While at university, he applied for the winter school at Rand Merchant Bank, which introduced him to Corporate Investment Banking. “Winter school was used to network with managers and based on my interaction with them, I was called for a final interview for the graduate programme.
Darren strikes one as somewhat of a withdrawn personality. Chances are, you’d do well getting him to speak when you talk to him about programming languages like Java or Python or maybe web development and HTML5 – the things that most definitely would spark his interest. His family and friends are used to this enthusiasm – and their support helped him succeed.
“I’m really grateful to my family and friends who were there for me through the tough and fun times while at university,” says Darren.
His parents, Stanley and Jill, couldn’t be more proud of their middle child (Darren has two other siblings, eldest Caren-Lee (25) and youngest Terri-Lee (20)).
And his varsity friends call him a problem solver and innovative thinker who works well with others, and they’d let you in on a few of Darren’s accomplishments.

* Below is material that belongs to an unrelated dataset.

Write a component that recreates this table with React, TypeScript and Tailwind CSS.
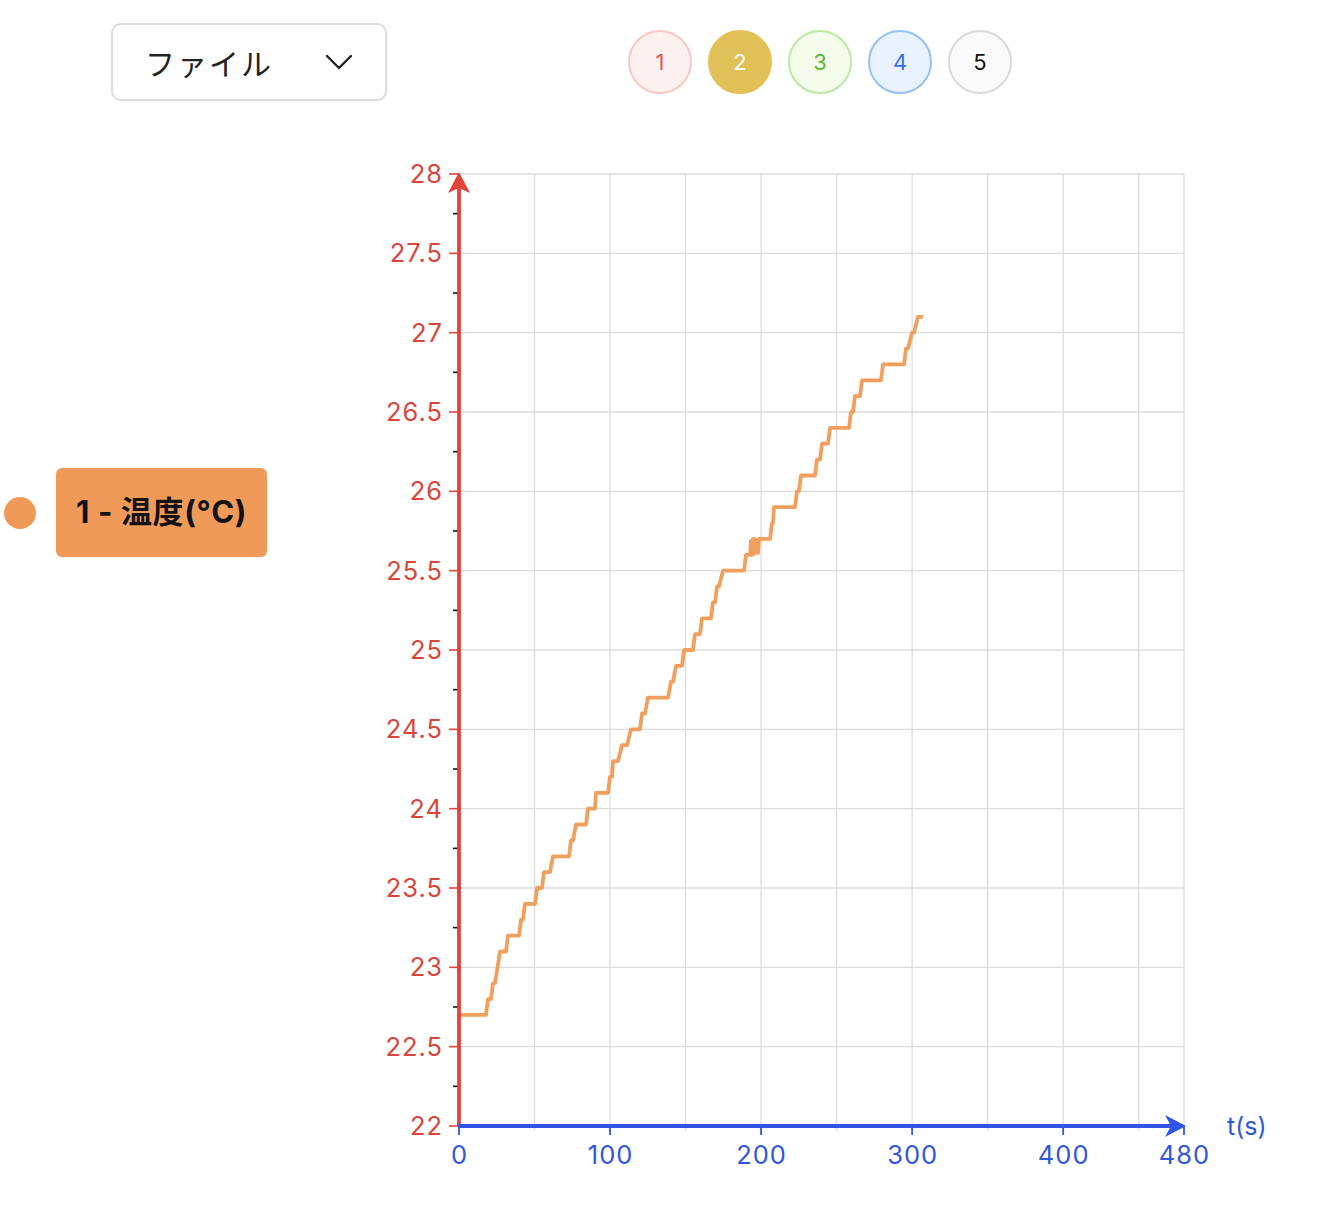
import React from "react";

const X0 = 459;
const X1 = 1184;
const Y0 = 1126;
const Y1 = 174;
const xs = (t: number) => X0 + (t / 480) * (X1 - X0);
const ys = (v: number) => Y0 - ((v - 22) / 6) * (Y0 - Y1);

const steps: [number, number, number][] = [
  [459, 486, 22.7],
  [488, 491, 22.8],
  [493, 495, 22.9],
  [500, 506, 23.1],
  [508, 519, 23.2],
  [521, 523, 23.3],
  [525, 535, 23.4],
  [537, 542, 23.5],
  [544, 550, 23.6],
  [553, 569, 23.7],
  [571, 573, 23.8],
  [576, 586, 23.9],
  [588, 595, 24.0],
  [596, 608, 24.1],
  [610, 612, 24.2],
  [613, 618, 24.3],
  [622, 627, 24.4],
  [631, 640, 24.5],
  [642, 645, 24.6],
  [648, 668, 24.7],
  [671, 673, 24.8],
  [676, 682, 24.9],
  [684, 693, 25.0],
  [695, 700, 25.1],
  [702, 711, 25.2],
  [713, 715, 25.3],
  [717, 719, 25.4],
  [723, 744, 25.5],
  [746, 750, 25.6],
];
const steps2: [number, number, number][] = [
  [760, 770, 25.7],
  [772, 773, 25.8],
  [774, 795, 25.9],
  [797, 799, 26.0],
  [801, 815, 26.1],
  [817, 820, 26.2],
  [822, 828, 26.3],
  [830, 849, 26.4],
  [851, 853, 26.5],
  [855, 860, 26.6],
  [862, 881, 26.7],
  [883, 904, 26.8],
  [906, 908, 26.9],
  [912, 914, 27.0],
  [918, 923, 27.1],
];

function buildPath() {
  const pts: string[] = [];
  steps.forEach(([a, b, v]) => {
    pts.push(`${a},${ys(v).toFixed(1)}`);
    pts.push(`${b},${ys(v).toFixed(1)}`);
  });
  const lo = ys(25.6);
  const hi = ys(25.7);
  const jit = [
    [751, hi + 2],
    [752, lo],
    [753, hi],
    [754, lo - 1],
    [755, hi],
    [756, lo - 2],
    [757, hi + 1],
    [758, lo - 2],
    [759, hi],
  ];
  jit.forEach(([x, y]) => pts.push(`${x},${y.toFixed(1)}`));
  steps2.forEach(([a, b, v]) => {
    pts.push(`${a},${ys(v).toFixed(1)}`);
    pts.push(`${b},${ys(v).toFixed(1)}`);
  });
  return pts.join(" ");
}

function Chart() {
  const vLines: number[] = [];
  for (let t = 50; t <= 450; t += 50) vLines.push(xs(t));
  vLines.push(X1);
  const hLines: number[] = [];
  for (let v = 22.5; v <= 28.001; v += 0.5) hLines.push(ys(v));
  const major: number[] = [];
  for (let i = 0; i <= 12; i++) major.push(22 + i * 0.5);
  const minor: number[] = [];
  for (let i = 0; i < 12; i++) minor.push(22.25 + i * 0.5);
  const xt = [0, 100, 200, 300, 400, 480];
  const red = "#e4433a";
  const redText = "#d8453b";
  const blue = "#2f55e6";
  const blueText = "#3157dc";
  return (
    <svg
      className="w-[900px] h-[1040px] shrink-0"
      viewBox="380 150 900 1040"
      style={{ fontFamily: "Inter, 'Noto Sans', sans-serif" }}
    >
      {vLines.map((x, i) => (
        <line key={"v" + i} x1={x} x2={x} y1={Y1} y2={Y0 + 5} stroke="#dcdcdc" strokeWidth={1.3} />
      ))}
      {hLines.map((y, i) => (
        <line key={"h" + i} x1={X0} x2={X1} y1={y} y2={y} stroke="#dcdcdc" strokeWidth={1.3} />
      ))}
      {minor.map((v, i) => (
        <line key={"m" + i} x1={453} x2={459} y1={ys(v)} y2={ys(v)} stroke="#111" strokeWidth={1.6} />
      ))}
      {major.map((v, i) => (
        <g key={"M" + i}>
          <line x1={449} x2={459} y1={ys(v)} y2={ys(v)} stroke={red} strokeWidth={1.6} />
          <text
            x={443}
            y={ys(v) + 9}
            textAnchor="end"
            fontSize={25.5}
            letterSpacing={1}
            fill={redText}
          >
            {Number.isInteger(v) ? v : v.toFixed(1)}
          </text>
        </g>
      ))}
      <polyline points={buildPath()} fill="none" stroke="#f0a05c" strokeWidth={3.8} strokeLinejoin="round" />
      {/* y axis */}
      <line x1={X0} x2={X0} y1={Y0 + 1} y2={186} stroke={red} strokeWidth={3.8} />
      <path d="M459 172 L470 193 L459 188 L448 193 Z" fill={red} />
      {/* x axis */}
      <line x1={X0 - 1} x2={1176} y1={Y0} y2={Y0} stroke={blue} strokeWidth={3.8} />
      <path d="M1186 1126 L1165 1115 L1171 1126 L1165 1137 Z" fill={blue} />
      {xt.map((t) => (
        <g key={"x" + t}>
          <line x1={xs(t)} x2={xs(t)} y1={Y0} y2={Y0 + 9} stroke={blue} strokeWidth={1.8} />
          <text x={xs(t) + 0.5} y={1164} textAnchor="middle" fontSize={25.5} letterSpacing={1} fill={blueText}>
            {t}
          </text>
        </g>
      ))}
      <text x={1227} y={1135} fontSize={25} fill={blueText}>
        t(s)
      </text>
    </svg>
  );
}

export default function App() {
  return (
    <div className="w-[1330px] h-[1216px] bg-white font-['Noto_Sans_CJK_JP','Noto_Sans',sans-serif] text-[#222]">
      <div className="flex items-start pt-[23px]">
        <div className="ml-[111px] w-[276px] h-[78px] rounded-[10px] border-2 border-[#dddddd] shadow-[0_1px_3px_rgba(0,0,0,0.06)] flex items-center justify-between pl-[32px] pr-[32px]">
          <span className="text-[30px] leading-none tracking-[2px] text-[#222]">ファイル</span>
          <svg width="28" height="18" viewBox="0 0 28 18">
            <path d="M2 3 L14 15 L26 3" fill="none" stroke="#222" strokeWidth="2.4" strokeLinecap="round" strokeLinejoin="round" />
          </svg>
        </div>
        <div className="ml-[241px] mt-[7px] flex gap-4 font-['Inter',sans-serif]">
          <div className="w-16 h-16 rounded-full border-2 border-[#f6c9c6] bg-[#fdf1f0] flex items-center justify-center text-[22px] text-[#df5a50]">1</div>
          <div className="w-16 h-16 rounded-full border-2 border-[#e1c157] bg-[#e1c157] flex items-center justify-center text-[22px] text-white">2</div>
          <div className="w-16 h-16 rounded-full border-2 border-[#bde8a4] bg-[#f4fdec] flex items-center justify-center text-[22px] text-[#5bb63c]">3</div>
          <div className="w-16 h-16 rounded-full border-2 border-[#96c1f4] bg-[#e9f3ff] flex items-center justify-center text-[22px] text-[#3c6fdf]">4</div>
          <div className="w-16 h-16 rounded-full border-2 border-[#dadada] bg-[#fafafa] flex items-center justify-center text-[22px] text-[#111]">5</div>
        </div>
      </div>
      <div className="flex mt-[49px]">
        <div className="w-[380px] shrink-0 pt-[318px] flex items-start">
          <div className="ml-[4px] mt-[29px] w-8 h-8 rounded-full bg-[#f09a5a]" />
          <div className="ml-[20px] w-[211px] h-[89px] rounded-[6px] bg-[#f09a5a] flex items-center pl-[20px] text-[31px] tracking-[0.6px] font-bold text-[#111] font-['Inter','Noto_Sans_CJK_JP',sans-serif] whitespace-nowrap">
            1 - 温度(°C)
          </div>
        </div>
        <Chart />
      </div>
    </div>
  );
}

Back in 2015 he and his friends competed in the Standard Bank IT Challenge and made it to the finals.
CODEJAM is a competition with a focus on developing a mobile application in a team of five that could solve issues pertaining to education and more. In 2013 Darren and four of his friends won CODEJAM by developing a mobile application in Android which helps students with mathematics problems, connect with tutors.
“This was my proudest moment at UWC,” Darren says. “As a team we created an Android application which would connect students with mathematics tutors. The application gave students the ability to get help from tutors directly in helping the learners to solve mathematics problems.

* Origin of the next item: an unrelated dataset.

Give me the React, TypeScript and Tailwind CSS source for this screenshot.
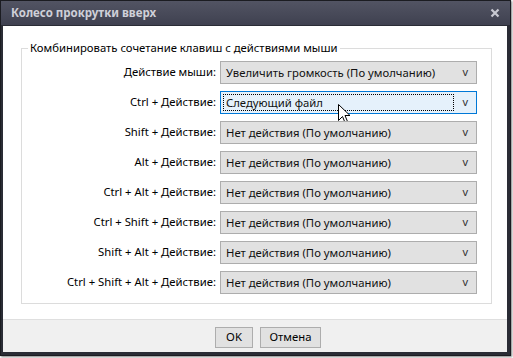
import React from 'react';

const rows = [
  { label: 'Действие мыши:', value: 'Увеличить громкость (По умолчанию)' },
  { label: 'Ctrl + Действие:', value: 'Следующий файл', focused: true },
  { label: 'Shift + Действие:', value: 'Нет действия (По умолчанию)' },
  { label: 'Alt + Действие:', value: 'Нет действия (По умолчанию)' },
  { label: 'Ctrl + Alt + Действие:', value: 'Нет действия (По умолчанию)' },
  { label: 'Ctrl + Shift + Действие:', value: 'Нет действия (По умолчанию)' },
  { label: 'Shift + Alt + Действие:', value: 'Нет действия (По умолчанию)' },
  { label: 'Ctrl + Shift + Alt + Действие:', value: 'Нет действия (По умолчанию)' },
];

function Cursor() {
  return (
    <svg className="absolute left-[117px] top-[12px]" width="13" height="20" viewBox="0 0 13 20">
      <path
        d="M0.5 0.5 L0.5 16.5 L4.5 12.5 L7 18.5 L9.5 17.5 L7 11.5 L12 11.5 Z"
        fill="#fff"
        stroke="#000"
        strokeWidth="1"
        strokeLinejoin="miter"
      />
    </svg>
  );
}

function Select({ value, focused }: { value: string; focused?: boolean }) {
  return (
    <div
      className={`relative flex items-center w-[257px] h-[23px] border ${
        focused ? 'border-[#0078d7] bg-[#e5f1fb]' : 'border-[#adadad] bg-[#e1e1e1]'
      }`}
    >
      <div
        className={`flex items-center h-[17px] ml-[2px] w-[231px] pl-[2px] ${
          focused ? 'border border-dotted border-black' : 'border border-transparent'
        }`}
      >
        <span className="leading-none">{value}</span>
      </div>
      <span className="ml-auto mr-[8px] text-[11px] text-[#333]">v</span>
      {focused && <Cursor />}
    </div>
  );
}

export default function App() {
  return (
    <div
      className="w-[513px] h-[358px] bg-white text-[11.3px] text-[#111]"
      style={{ fontFamily: '"Noto Sans", "Open Sans", sans-serif' }}
    >
      <div className="w-[511px] h-[356px] flex flex-col bg-[#2a2c35] border border-[#1b1c21] shadow-[1px_1px_2px_rgba(0,0,0,0.5)]">
        {/* Title bar */}
        <div className="h-[24px] flex items-center pl-[10px] pr-[10px] bg-gradient-to-b from-[#525463] to-[#3f4150]">
          <span className="font-bold text-[#cfd0d8] text-[11.5px]">Колесо прокрутки вверх</span>
          <svg className="ml-auto" width="10" height="10" viewBox="0 0 10 10">
            <path d="M1.5 1.5 L8.5 8.5 M8.5 1.5 L1.5 8.5" stroke="#c8c9d2" strokeWidth="2.2" />
          </svg>
        </div>

        {/* Body */}
        <div className="flex-1 flex flex-col ml-[2px] mr-[3px] mb-[3px] mt-[1px] bg-white">
          <div className="flex-1 pl-[18px] pr-[15px] pt-[14px]">
            <fieldset className="border border-[#dcdcdc] h-[264px] pt-[4px]">
              <legend className="ml-[6px] px-[2px] text-black">
                Комбинировать сочетание клавиш с действиями мыши
              </legend>
              <div className="flex flex-col gap-[7px]">
                {rows.map((r) => (
                  <div key={r.label} className="flex items-center">
                    <span className="w-[195px] text-right pr-[1px] text-black">{r.label}</span>
                    <div className="ml-[3px]">
                      <Select value={r.value} focused={r.focused} />
                    </div>
                  </div>
                ))}
              </div>
            </fieldset>
          </div>

          {/* Footer */}
          <div className="h-[33px] bg-[#f0f0f0] border-t border-[#dfdfdf] flex items-start pt-[7px] pl-[212px] gap-[7px]">
            <button className="w-[38px] h-[21px] bg-[#e1e1e1] border border-[#adadad] text-black">OK</button>
            <button className="w-[61px] h-[21px] bg-[#e1e1e1] border border-[#adadad] text-black">Отмена</button>
          </div>
        </div>
      </div>
    </div>
  );
}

We also gave them access to mathematics material like past papers and textbooks. I was proud because it added to what UWC stands for: to help develop academic solutions to our country’s problems.”
When asked why he chose this field, he says, “I was very intrigued by computers and how they work and because I loved mathematics, but coding interested me most, because you have the ability to tell the computer what it must do for you in a set of instructions and that to me is fascinating.”
His love affair with computers was evident when he chose his research topic: to use computer vision and machine learning to create a program that controls a drone using hand gestures.
But it seems he isn’t only a computer boffin.
“I make time for my hobbies. I love watching series like Mr Robot and playing online games; I go hiking with friends, watch and play soccer. I also tutor maths at a school in my community. And of course, I’m very interested in using computer programming and modern technology for social change.”
He wants to create his own company one day – one which will develop mobile applications to solve educational issues.
“I want to experience the real world and the problems faced in the real world – I’ve found that technologically based academics do research that isn’t always aligned with real world problems because technology changes every day.”
His advice to current students: “Studying can be stressful at times, but at the end of the day you will be better off both financially and on an educational level. Education is the key to a successful life – whether you get it online or at a university, it will help you become the person you want to be.”